Re: [RFC PATCH 0/3] ARM64: Guest performance improvement during dirty

Ricardo Koller <ricarkol@xxxxxxxxxx> · Wed, 12 Jan 2022 22:12:20 -0800

On Wed, Jan 12, 2022 at 07:50:48PM -0800, Jing Zhang wrote:
> On Wed, Jan 12, 2022 at 6:50 PM Ricardo Koller <ricarkol@xxxxxxxxxx> wrote:
> >
> > Hi Jing,
> >
> > On Mon, Jan 10, 2022 at 09:04:38PM +0000, Jing Zhang wrote:
> > > This patch is to reduce the performance degradation of guest workload during
> > > dirty logging on ARM64. A fast path is added to handle permission relaxation
> > > during dirty logging. The MMU lock is replaced with rwlock, by which all
> > > permision relaxations on leaf pte can be performed under the read lock. This
> > > greatly reduces the MMU lock contention during dirty logging. With this
> > > solution, the source guest workload performance degradation can be improved
> > > by more than 60%.
> > >
> > > Problem:
> > >   * A Google internal live migration test shows that the source guest workload
> > >   performance has >99% degradation for about 105 seconds, >50% degradation
> > >   for about 112 seconds, >10% degradation for about 112 seconds on ARM64.
> > >   This shows that most of the time, the guest workload degradtion is above
> > >   99%, which obviously needs some improvement compared to the test result
> > >   on x86 (>99% for 6s, >50% for 9s, >10% for 27s).
> > >   * Tested H/W: Ampere Altra 3GHz, #CPU: 64, #Mem: 256GB
> > >   * VM spec: #vCPU: 48, #Mem/vCPU: 4GB
> > >
> > > Analysis:
> > >   * We enabled CONFIG_LOCK_STAT in kernel and used dirty_log_perf_test to get
> > >     the number of contentions of MMU lock and the "dirty memory time" on
> > >     various VM spec.
> > >     By using test command
> > >     ./dirty_log_perf_test -b 2G -m 2 -i 2 -s anonymous_hugetlb_2mb -v [#vCPU]
> > >     Below are the results:
> > >     +-------+------------------------+-----------------------+
> > >     | #vCPU | dirty memory time (ms) | number of contentions |
> > >     +-------+------------------------+-----------------------+
> > >     | 1     | 926                    | 0                     |
> > >     +-------+------------------------+-----------------------+
> > >     | 2     | 1189                   | 4732558               |
> > >     +-------+------------------------+-----------------------+
> > >     | 4     | 2503                   | 11527185              |
> > >     +-------+------------------------+-----------------------+
> > >     | 8     | 5069                   | 24881677              |
> > >     +-------+------------------------+-----------------------+
> > >     | 16    | 10340                  | 50347956              |
> > >     +-------+------------------------+-----------------------+
> > >     | 32    | 20351                  | 100605720             |
> > >     +-------+------------------------+-----------------------+
> > >     | 64    | 40994                  | 201442478             |
> > >     +-------+------------------------+-----------------------+
> > >
> > >   * From the test results above, the "dirty memory time" and the number of
> > >     MMU lock contention scale with the number of vCPUs.

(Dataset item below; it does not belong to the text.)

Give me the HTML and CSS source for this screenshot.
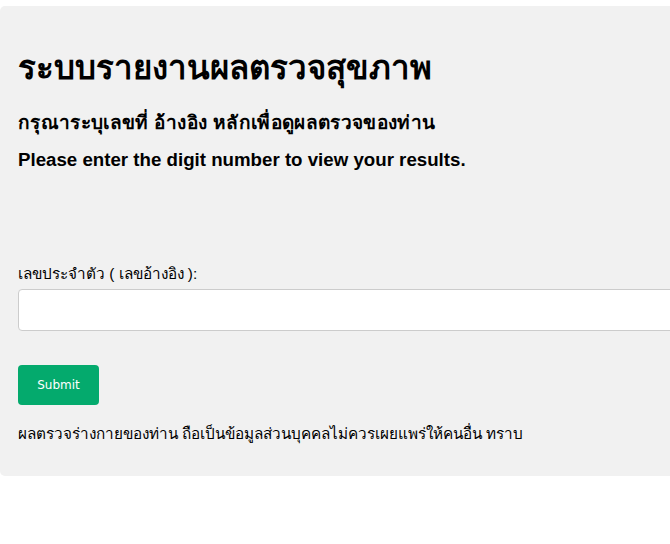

That means all the
> > >     dirty memory operations from all vCPU threads have been serialized by
> > >     the MMU lock. Further analysis also shows that the permission relaxation
> > >     during dirty logging is where vCPU threads get serialized.
> > >
> > > Solution:
> > >   * On ARM64, there is no mechanism as PML (Page Modification Logging) and
> > >     the dirty-bit solution for dirty logging is much complicated compared to
> > >     the write-protection solution. The straight way to reduce the guest
> > >     performance degradation is to enhance the concurrency for the permission
> > >     fault path during dirty logging.
> > >   * In this patch, we only put leaf PTE permission relaxation for dirty
> > >     logging under read lock, all others would go under write lock.
> > >     Below are the results based on the solution:
> > >     +-------+------------------------+
> > >     | #vCPU | dirty memory time (ms) |
> > >     +-------+------------------------+
> > >     | 1     | 803                    |
> > >     +-------+------------------------+
> > >     | 2     | 843                    |
> > >     +-------+------------------------+
> > >     | 4     | 942                    |
> > >     +-------+------------------------+
> > >     | 8     | 1458                   |
> > >     +-------+------------------------+
> > >     | 16    | 2853                   |
> > >     +-------+------------------------+
> > >     | 32    | 5886                   |
> > >     +-------+------------------------+
> > >     | 64    | 12190                  |
> > >     +-------+------------------------+
> >
> > Just curious, do yo know why is time still doubling (roughly) with the
> > number of cpus? maybe you performed another experiment or have some
> > guess(es).
> Yes. it is from the serialization caused by TLB flush whenever the
> permission is relaxed. I tried test by removing the TLB flushes (of
> course it shouldn't be removed), the time would be close to a constant
> no matter the number of vCPUs.

Got it, thanks for the info.

Ricardo

> >
> > Thanks,
> > Ricardo
> >
> > >     All "dirty memory time" have been reduced by more than 60% when the
> > >     number of vCPU grows.
> > >
> > > ---
> > >
> > > Jing Zhang (3):
> > >   KVM: arm64: Use read/write spin lock for MMU protection
> > >   KVM: arm64: Add fast path to handle permission relaxation during dirty
> > >     logging
> > >   KVM: selftests: Add vgic initialization for dirty log perf test for
> > >     ARM
> > >
> > >  arch/arm64/include/asm/kvm_host.h             |  2 +
> > >  arch/arm64/kvm/mmu.c                          | 86 +++++++++++++++----
> > >  .../selftests/kvm/dirty_log_perf_test.c       | 10 +++
> > >  3 files changed, 80 insertions(+), 18 deletions(-)
> > >
> > >
> > > base-commit: fea31d1690945e6dd6c3e89ec5591490857bc3d4
> > > --
> > > 2.34.1.575.g55b058a8bb-goog
> > >
> > > _______________________________________________
> > > kvmarm mailing list
> > > kvmarm@xxxxxxxxxxxxxxxxxxxxx
> > > https://lists.cs.columbia.edu/mailman/listinfo/kvmarm
> Thanks,
> Jing